Sunday, September 30, 2007

Average Work Week

The standard US 40-hour work week doesn't apply to all countries. After living in Europe I know that 30-hour work weeks are very common in many of the western countries. However, there are some countries where the standard worker puts in more hours than the average American per week. I know wikipedia is not usually considered a trusted source, however, I found this bar graph extremely interesting. Workers in South Korea work by far the most amount of hours per year out of any other country in the world--and 34% percent more than the average American. I can't imagine how South Koreans juggle what little free time they have.

Friday, September 21, 2007

Pill Popping

While researching sleep studies, I recently came across this article dealing with college students who regularly take Adderall. Adderall, which is a prescription drug given to people who suffer from ADHD, has stimulant effects on those who take it but do not have a hyperactive disorder.

The article interviews several students who attend Columbia University and discusses the Adderall culture that has developed there. It surprises me that at a school like Columbia, the use of Adderall has become something that is commonly recognized and accepted. Students attribute their high GPAs to their ability to study all night or write papers for hours because of their use of the drug. For about $5, students can score a pill from classmates who legitimately have prescriptions.

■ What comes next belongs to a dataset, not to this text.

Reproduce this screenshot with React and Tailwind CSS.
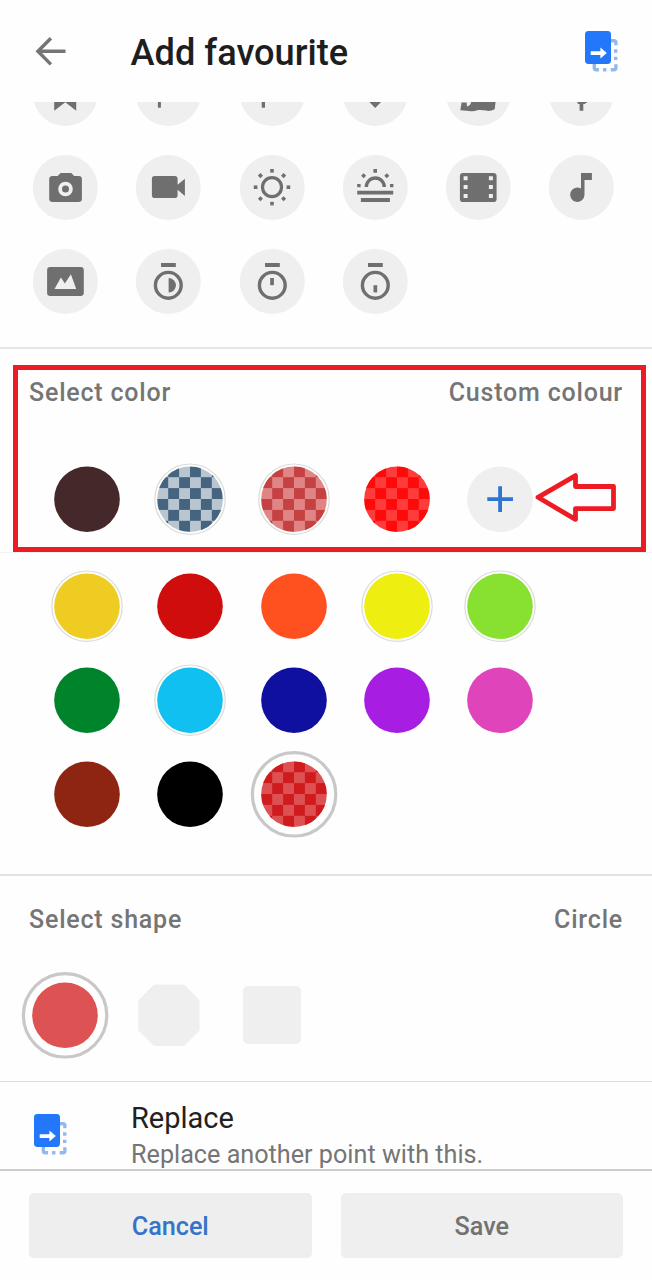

Reading the quotes in this article, it appears that no one seems to be concerned with discovering the if there are negative health impacts from taking the pills. The main point of the article seems to be more a question of morality, and if students who take Adderall are essentially "cheating" in order to keep their grades up.

See full article here:

4 Cups a Day

As I started my morning today with a thermos full of black French-roast, I couldn't help but wonder if my coffee intake could negatively be affecting my health. To my appease, however, I found an article on WebMd which says that drinking coffee can cut the risk of type 2 diabetes as well as Parkinson's disease, gallstones and colon cancer. Although the statistics gathered showed greater benefits for men than women it's still settling to know that living on 4 cups a day might actually have a positive impact.

The full article can be seen at:

Monday, September 17, 2007

Students with Jobs

Fortunately I do not belong to the group of college students who are forced to work during the semester in order to pay for their tuition or rent. In contrast, I choose to work mainly because I seem to have adopted my father's work-ethic and my mother's love for shopping.

According to an article I found on (which originally appeared in Marshall University's The Parthenon in 2003) 57-percent of college students have jobs. In 2000, one out of every ten students worked full-time and attended class full-time. I can only imagine that in the past seven years and with the yearly increase in tuition, that one out of ten is a dated statistic.

Click here for the full article:

Friday, September 14, 2007

Work to Live

The Spanish motto of work to live, don't live to work, definitely described the lifestyle I upheld while studying abroad in Seville last semester. I had classes only four days a week, little to no outside homework assignments and no side job. I took a siesta every day, and hit the beach on the weekends.

Just a few short months later, I dove head-first back into the typical role of an American college student. I have class five days a week, am an active member of two student groups on campus and work 40-hours a week as a waitress. During the small periods of time I have off, I attempt to reconnect with friends whom I haven't seen in the past eight months.

I can't help but feel nostalgic about my experience in Europe, and wonder why in the United States the commonly accepted work ethic more closely mimics the concept of live to work.